La direction artistique, venue d’ailleurs, nous fait découvrir un New York mêlant l’architecture art déco à des technologies futuristes. C’est envoûtant dès la première image, d’autant plus que tout est un mélange constant entre ces deux conceptions artistiques si distinctes. C’est très beau, immersif, et mine de rien la suspension d’incrédulité fonctionne à merveille.
L’histoire, elle, commence comme une simple chasse à l’homme, puisque l’on enquête sur un tueur en série capable de tuer réellement les gens, car il faut savoir qu’en 2329 l’immortalité est normalisée dans la société. D’ailleurs, c’est l’un des points les plus importants du scénario, parce que cette vie éternelle conditionne la vie de tous, comme elle se monnaie, et à l’instar d’œuvres comme Repo Men, si vous ne payez pas dans les temps votre corps d’emprunt (car l’immortalité se gagne en achetant des corps), les corporations récupèrent leur dû autrement.
Ainsi, des banques de données mémorielles font office d’après-vie pour beaucoup de personnes, et les lois répressives sont de plus en plus sévères pour l’humain moyen, alors que les riches s’enrichissent toujours plus.
De ce point de départ, on plonge de plus en plus dans une sorte de complot gouvernemental qui réserve bien des surprises. Narrativement, Nobody Wants to Die frôle la perfection. Que ce soit en termes de rythme, de dialogues, de sous-intrigues, de psychologie des personnages, il n’y a là aucune fausse note et on ne peut que féliciter Critical Hit Games. L’univers est prenant, le côté policier noir fonctionne à merveille et l’ambiance est une réussite totale. De même que le jeu d’acteur et la bande-son sont de très bonne facture.
Précisons aussi, que l’on ne voit presque pas âme qui vive dans New York : choix ayant été fait de rendre la foule floue et quasiment imperceptible, elle fait office de toile de fond bruyante. Seuls deux personnages font exception, et uniquement les morts seront « visibles ». Chose assez surprenante, mais qui se marie bien avec le propos même du jeu et les questions qu’il soulève.
Le titre est d’ailleurs parsemé de symbolisme et d’allégories, se permettant d’interroger sur la psyché même de James via des séquences fascinantes.
Un game ça se play
Intervient alors le point de discorde. Car si le gameplay est assez classique pour un jeu d’aventure, ne vous attendez pas à pouvoir crapahuter partout dans les rues : sa linéarité absolue ne prive pas le jeu de bonnes idées. C’est une enquête, et de ce fait, notre détective jouit de quelques outils technologiques qui l’aident à résoudre les nombreuses énigmes sur sa route, afin d’élucider l’affaire en cours.
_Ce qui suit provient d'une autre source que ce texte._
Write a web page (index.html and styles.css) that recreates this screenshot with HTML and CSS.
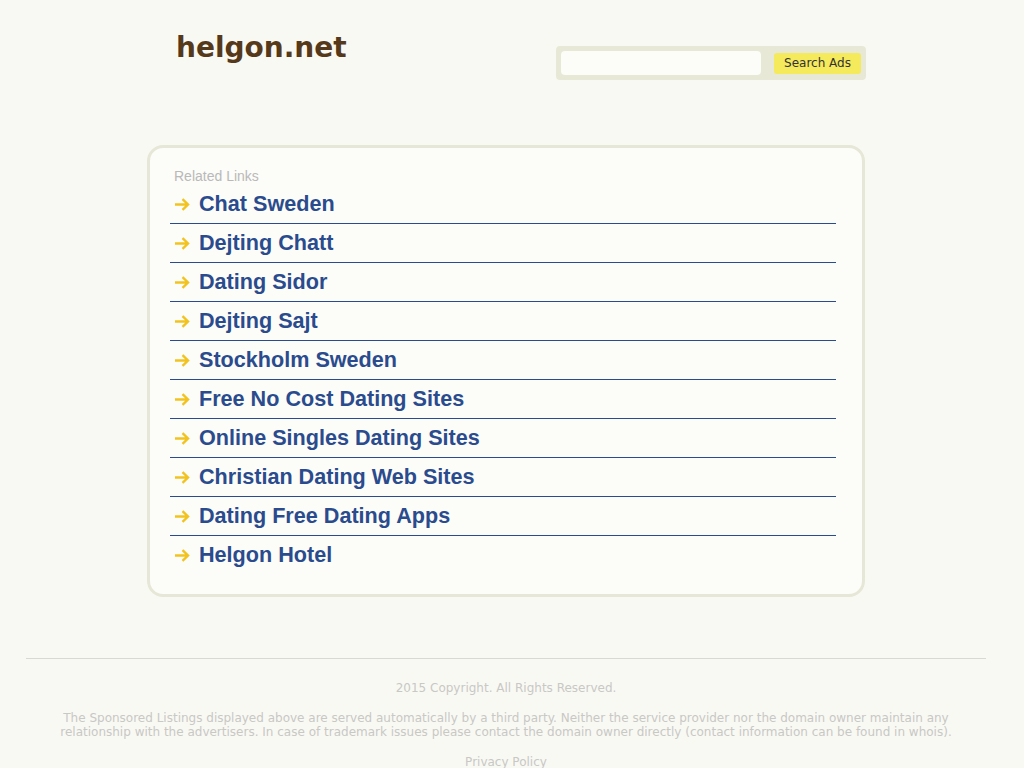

Le plus remarquable est sans aucun doute le dispositif qui sert à remonter le temps sur une scène de crime dans le but de voir ce qui s’y est passé. Interviennent alors quelques casse-têtes nous demandant de trouver le bon indice pour continuer l’exercice et ainsi reconstituer le déroulé des événements en entier.
Le problème, c’est que hormis cela, il n’y a pas grand-chose à se mettre sous la dent. Car si les scènes de crime ne sont pas inintéressantes, et que le scénario suit, le reste des gadgets est assez classique, voir déjà-vu, comme le scanner qui renvoie aux jeux Batman Arkham par exemple, et le tout tourne très vite en rond.
Même la résolution des différentes enquêtes ne parvient pas à relever le niveau, puisque l’on est trop tenu par la main, et que l’on n’a aucunement l’impression d’agir dessus. Ne vous attendez pas non plus à de grosses séquences d’action, il n’y en a tout simplement aucune, ce n’est pas Cyberpunk 2077 et l’intérêt du jeu réside ailleurs.
Reste toujours ces environnements magnifiques que l’on visite et cette sublime représentation artistique qui nous offrent des tableaux qui marquent l’esprit durablement. Une petite séquence lorgnant du côté de l’horreur fait d’ailleurs son petit effet, alors que Nobody Wants to Die n’est pas non plus à mettre entre toutes les mains, tant son ton est mature et que son imagerie l’est tout autant.
Alors ce n’est ni pénible à jouer, ni ennuyeux. L’expérience étant assez courte, environ cinq heures, c’est finalement très suffisant et en plus deux fins sont disponibles en fonction de certains de choix, même si cela manque un chouïa de clarté sur comment les obtenir.
Nobody Wants to Die est la petite surprise de cet été. Magnifique, narration au top, ambiance incroyable, il avait tout pour être un hit en puissance. Malheureusement, ce polar noir futuriste ne parvient pas à offrir une boucle de gameplay satisfaisante sur la durée, et ce, même si quelques bonnes idées sont présentes.
Seulement, il serait injuste de se priver de l’expérience uniquement pour cela, tant son intérêt est avant tout de nous embarquer pour un voyage différent, dans un univers mature et infiniment plus pertinent et passionnant que bien des jeux dits cyberpunk. Il faut juste savoir dans quoi on s’embarque.